Information shown:
──────

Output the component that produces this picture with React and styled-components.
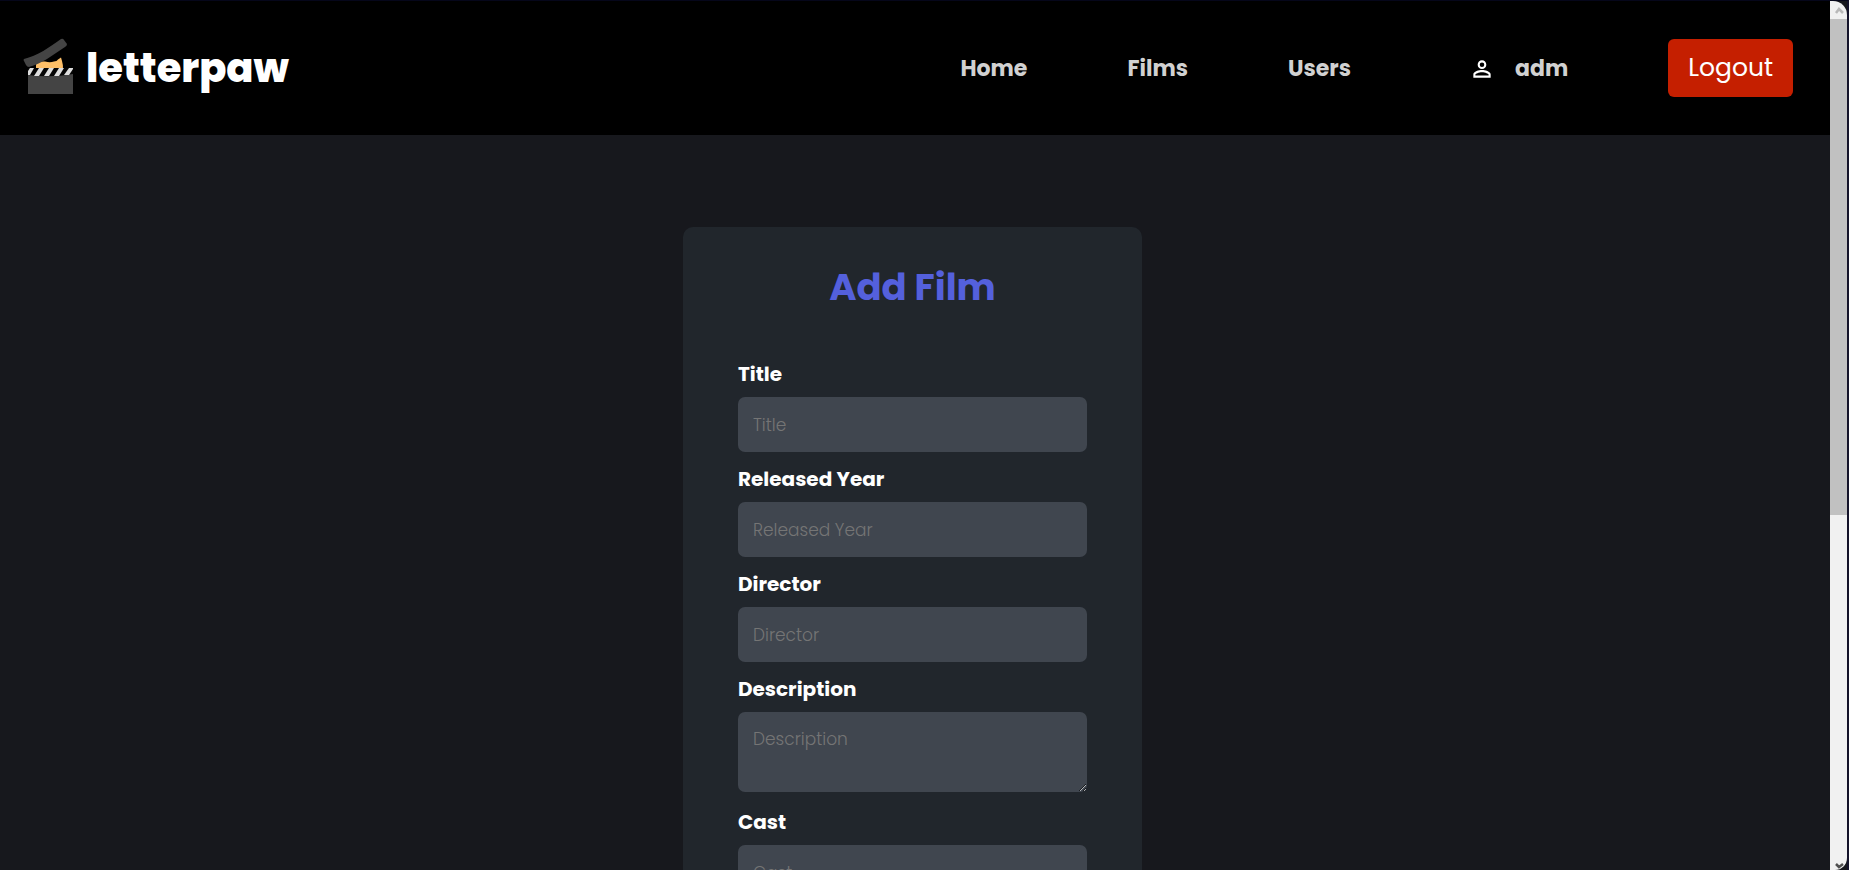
import React from "react";
import styled, { createGlobalStyle } from "styled-components";
import { MdPersonOutline } from "react-icons/md";

const GlobalStyle = createGlobalStyle`
  *, *::before, *::after { box-sizing: border-box; }
  body {
    margin: 0;
    background: #17181d;
    color: #fff;
    font-family: Poppins, Inter, "Liberation Sans", sans-serif;
  }
`;

const Window = styled.div`
  display: flex;
  height: 100vh;
  overflow: hidden;
  background: #17181d;
  border-top: 1px solid #05061a;
  border-right: 2px solid #14132a;
`;

const Page = styled.div`
  flex: 1;
  min-width: 0;
  overflow: hidden;
`;

const Header = styled.header`
  display: flex;
  align-items: center;
  justify-content: space-between;
  height: 134px;
  padding: 0 37px 0 23px;
  background: #000;
`;

const Brand = styled.a`
  display: flex;
  align-items: flex-start;
  gap: 12px;
  color: #fff;
  font-size: 40px;
  font-weight: 800;
  line-height: 60px;
  text-decoration: none;
`;

const Nav = styled.nav`
  display: flex;
  align-items: center;
  gap: 100px;
`;

const NavLink = styled.a`
  display: flex;
  align-items: center;
  gap: 20px;
  padding-top: 2px;
  color: #d1d1d1;
  font-size: 22px;
  font-weight: 700;
  line-height: 36px;
  text-decoration: none;
`;

const UserLink = styled(NavLink)`
  padding-left: 18px;

  svg {
    color: #fff;
  }
`;

const LogoutButton = styled.button`
  height: 58px;
  padding: 0 20px;
  border: 0;
  border-radius: 6px;
  background: #c51f00;
  color: #fff;
  font-family: inherit;
  font-size: 25px;
  line-height: 38px;
`;

const Main = styled.main`
  display: flex;
  justify-content: center;
  padding: 92px 5px 92px 0;
`;

const Card = styled.form`
  width: 459px;
  padding: 32px 55px 48px;
  border-radius: 10px;
  background: #21262c;
`;

const Heading = styled.h1`
  margin: 0 0 44px;
  color: #5460dc;
  font-size: 37px;
  font-weight: 700;
  line-height: 56px;
  text-align: center;
`;

const Field = styled.div`
  display: flex;
  flex-direction: column;
  gap: 8px;
  margin-bottom: ${({ $tall }) => ($tall ? 15 : 12)}px;
`;

const Label = styled.label`
  font-size: 20px;
  font-weight: 700;
  line-height: 30px;
`;

const Input = styled.input`
  width: 100%;
  height: 55px;
  padding: 15px;
  border: 0;
  border-radius: 7px;
  background: #40464f;
  color: #fff;
  font-family: inherit;
  font-size: 17px;
  font-weight: 300;
  line-height: 25px;

  &::placeholder {
    color: #757575;
    opacity: 1;
  }
`;

const TextArea = styled(Input)`
  display: block;
  height: 80px;
  resize: both;
`;

const ScrollTrack = styled.div`
  display: flex;
  flex-direction: column;
  width: 17px;
  border-radius: 0 14px 12px 0;
  background: #f1f1f1;
  overflow: hidden;
`;

const ScrollArrow = styled.svg`
  display: block;
  width: 17px;
  height: 18px;
  fill: none;
  stroke: ${({ $dim }) => ($dim ? "#b9b9b9" : "#505050")};
  stroke-width: 2.5;
`;

const ScrollThumb = styled.div`
  flex: 496;
  background: #c1c1c1;
`;

const ScrollRest = styled.div`
  flex: 337;
`;

const fields = [
  { id: "title", label: "Title" },
  { id: "year", label: "Released Year" },
  { id: "director", label: "Director" },
  { id: "description", label: "Description", tall: true },
  { id: "cast", label: "Cast" },
];

function Logo() {
  return (
    <svg width="51" height="57" viewBox="0 0 51 57" aria-hidden="true">
      <path
        d="M13 31V27Q14 23 18 23.500H22Q27 25 31 23.500Q34 23.500 35 21.500L38 19.500L39 23Q40 26 40 31Z"
        fill="#fdbf68"
      />
      <path
        d="M1 21C14 18 27 9 38 1Q40 0 41 2L44 6Q44 8 42 9C30 17 18 26 6 29Q4 29 3 27L1 23Q0 22 1 21Z"
        fill="#444"
      />
      <path d="M5 30H50V56H5Z" fill="#444" />
      <path d="M5 30H50V36Q28 40 5 37Z" fill="#050505" />
      <g fill="#ddd">
        <path d="M5 33L7 30H11L7 37H5Z" />
        <path d="M16 30H21L16 38H11Z" />
        <path d="M26 30H31L26 38H21Z" />
        <path d="M36 30H41L36 38H31Z" />
        <path d="M46 30H50V31L46 37H41Z" />
      </g>
    </svg>
  );
}

export default function App() {
  return (
    <>
      <GlobalStyle />
      <Window>
        <Page>
          <Header>
            <Brand href="#">
              <Logo />
              letterpaw
            </Brand>
            <Nav>
              <NavLink href="#">Home</NavLink>
              <NavLink href="#">Films</NavLink>
              <NavLink href="#">Users</NavLink>
              <UserLink href="#">
                <MdPersonOutline size={26} />
                adm
              </UserLink>
              <LogoutButton type="button">Logout</LogoutButton>
            </Nav>
          </Header>
          <Main>
            <Card>
              <Heading>Add Film</Heading>
              {fields.map(({ id, label, tall }) => (
                <Field key={id} $tall={tall}>
                  <Label htmlFor={id}>{label}</Label>
                  {tall ? (
                    <TextArea as="textarea" id={id} placeholder={label} />
                  ) : (
                    <Input id={id} type="text" placeholder={label} />
                  )}
                </Field>
              ))}
            </Card>
          </Main>
        </Page>
        <ScrollTrack aria-hidden="true">
          <ScrollArrow $dim viewBox="0 0 17 18">
            <path d="M6 12L9 8L13 12" />
          </ScrollArrow>
          <ScrollThumb />
          <ScrollRest />
          <ScrollArrow viewBox="0 0 17 18">
            <path d="M6 12L9 15L13 12" />
          </ScrollArrow>
        </ScrollTrack>
      </Window>
    </>
  );
}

──────

Copy, from the material above, each line in which the string "components" occurs.

Output the component that produces this picture with React and styled-components.
import styled, { createGlobalStyle } from "styled-components";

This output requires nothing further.